Harrisburg City faces decision on fiscal plan
Harrisburg Mayor Linda Thompson must submit a new financial recovery plan to the City Council by August 2; at which point the city must vote for or against it. Last month the council voted down the Act 47 plan which was put together by consultants chosen by the state. The plan recommended the sale of the city’s trash incinerator and leasing the parking garages and would have provided continued support via the consultants.
If the council does not accept Thompson’s plan it stands to lose about $3 million in state funding over the next year. Funding could also be in jeopardy city council does approve the plan and the Department of Community and Economic Development Secretary Alan C. Walker does not.
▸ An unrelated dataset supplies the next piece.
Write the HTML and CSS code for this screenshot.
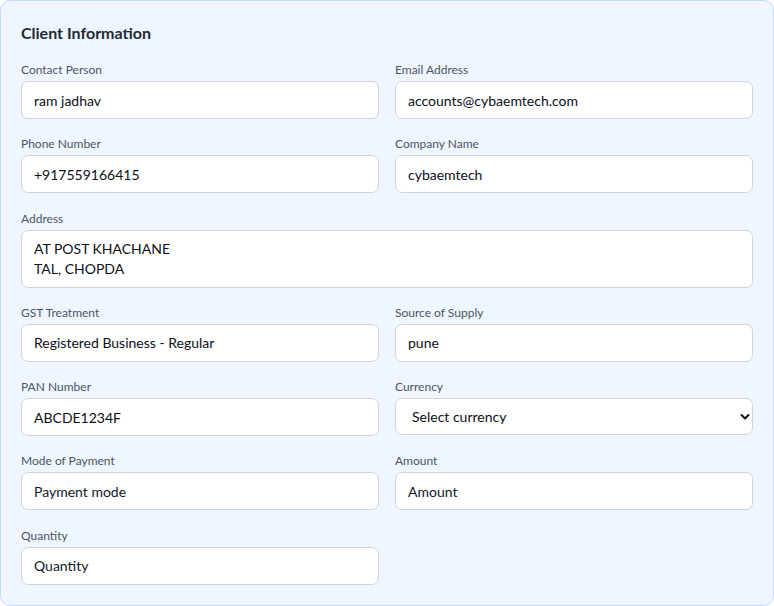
FILE: index.html
```html
<!DOCTYPE html>
<html lang="en">
<head>
<meta charset="utf-8">
<title>Client Information</title>
<link rel="stylesheet" href="styles.css">
</head>
<body>
<section class="card">
  <h2 class="title">Client Information</h2>
  <div class="grid">
    <label class="field">
      <span class="label">Contact Person</span>
      <input class="input" type="text" value="ram jadhav">
    </label>
    <label class="field">
      <span class="label">Email Address</span>
      <input class="input" type="text" value="accounts@cybaemtech.com">
    </label>
    <label class="field">
      <span class="label">Phone Number</span>
      <input class="input" type="text" value="+917559166415">
    </label>
    <label class="field">
      <span class="label">Company Name</span>
      <input class="input" type="text" value="cybaemtech">
    </label>
    <label class="field wide">
      <span class="label">Address</span>
      <textarea class="input area">AT POST KHACHANE
TAL, CHOPDA</textarea>
    </label>
    <label class="field">
      <span class="label">GST Treatment</span>
      <input class="input" type="text" value="Registered Business - Regular">
    </label>
    <label class="field">
      <span class="label">Source of Supply</span>
      <input class="input" type="text" value="pune">
    </label>
    <label class="field">
      <span class="label">PAN Number</span>
      <input class="input" type="text" value="ABCDE1234F">
    </label>
    <label class="field">
      <span class="label">Currency</span>
      <span class="select-wrap">
        <select class="select">
          <option>Select currency</option>
        </select>
        <svg class="chev" width="10" height="8" viewBox="0 0 10 8"><path d="M1.5 2 L5 5.5 L8.5 2" fill="none" stroke="#111" stroke-width="2" stroke-linecap="round" stroke-linejoin="round"/></svg>
      </span>
    </label>
    <label class="field">
      <span class="label">Mode of Payment</span>
      <input class="input" type="text" placeholder="Payment mode">
    </label>
    <label class="field">
      <span class="label">Amount</span>
      <input class="input" type="text" placeholder="Amount">
    </label>
    <label class="field">
      <span class="label">Quantity</span>
      <input class="input" type="text" placeholder="Quantity">
    </label>
  </div>
</section>
</body>
</html>
```
FILE: styles.css
```css
* { box-sizing: border-box; }
html, body { margin: 0; padding: 0; background: #ffffff; }
body { font-family: Lato, "Liberation Sans", sans-serif; }

.card {
  width: 774px;
  height: 606px;
  background: #eff6ff;
  border: 1px solid #bfdbfe;
  border-radius: 10px;
  padding: 22px 20px 20px 20px;
}

.title {
  margin: 0 0 19px 0;
  font-size: 16px;
  line-height: 20px;
  font-weight: 700;
  color: #1f2937;
}

.grid {
  display: grid;
  grid-template-columns: 358px 358px;
  column-gap: 16px;
  row-gap: 17.25px;
}

.field { display: flex; flex-direction: column; }
.wide { grid-column: 1 / span 2; }

.label {
  font-size: 12px;
  line-height: 16px;
  color: #4b5563;
  margin-bottom: 3px;
}

.input {
  height: 38px;
  width: 100%;
  border: 1px solid #d1d5db;
  border-radius: 7px;
  background: #ffffff;
  padding: 0 12px;
  font-family: Lato, "Liberation Sans", sans-serif;
  font-size: 14px;
  color: #0b0f19;
  outline: none;
}
.input::placeholder { color: #111827; opacity: 1; }

.area {
  height: 58px;
  padding: 8px 12px;
  line-height: 20px;
  resize: none;
}

.select-wrap { position: relative; display: block; }
.select {
  -webkit-appearance: none;
  appearance: none;
  display: block;
  width: 100%;
  height: 37px;
  border: 1px solid #d1d5db;
  border-radius: 7px;
  background: #ffffff;
  padding: 0 16px;
  font-family: Lato, "Liberation Sans", sans-serif;
  font-size: 14px;
  color: #0b0f19;
  outline: none;
}
.chev {
  position: absolute;
  right: 3px;
  top: 15px;
}
```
The city currently receives $1.7 million in recurring funding and $1.3 million in project funding. The council has until September 6 to vote on Thompson’s plan.
Corbett aide says PA will be ok despite Federal fiscal issues
Kevin Harley, spokesman for Governor Tom Corbett says that the Pennsylvania state government will be able to operate for several weeks even if the federal government stops providing state funding and does not raise the debt ceiling. There may be some issues with projects that rely on federal funding but otherwise the state should be fine. Pennsylvania expects to receive around $22 billion in federal dollars this fiscal year.
PA’s Congressmen are certainly feeling the heat from constituents. Senator Bob Casey has reported an influx of calls to his office and what he is hearing from residents is that they just want Congress “to work together so we (constituents) can pay our bills.”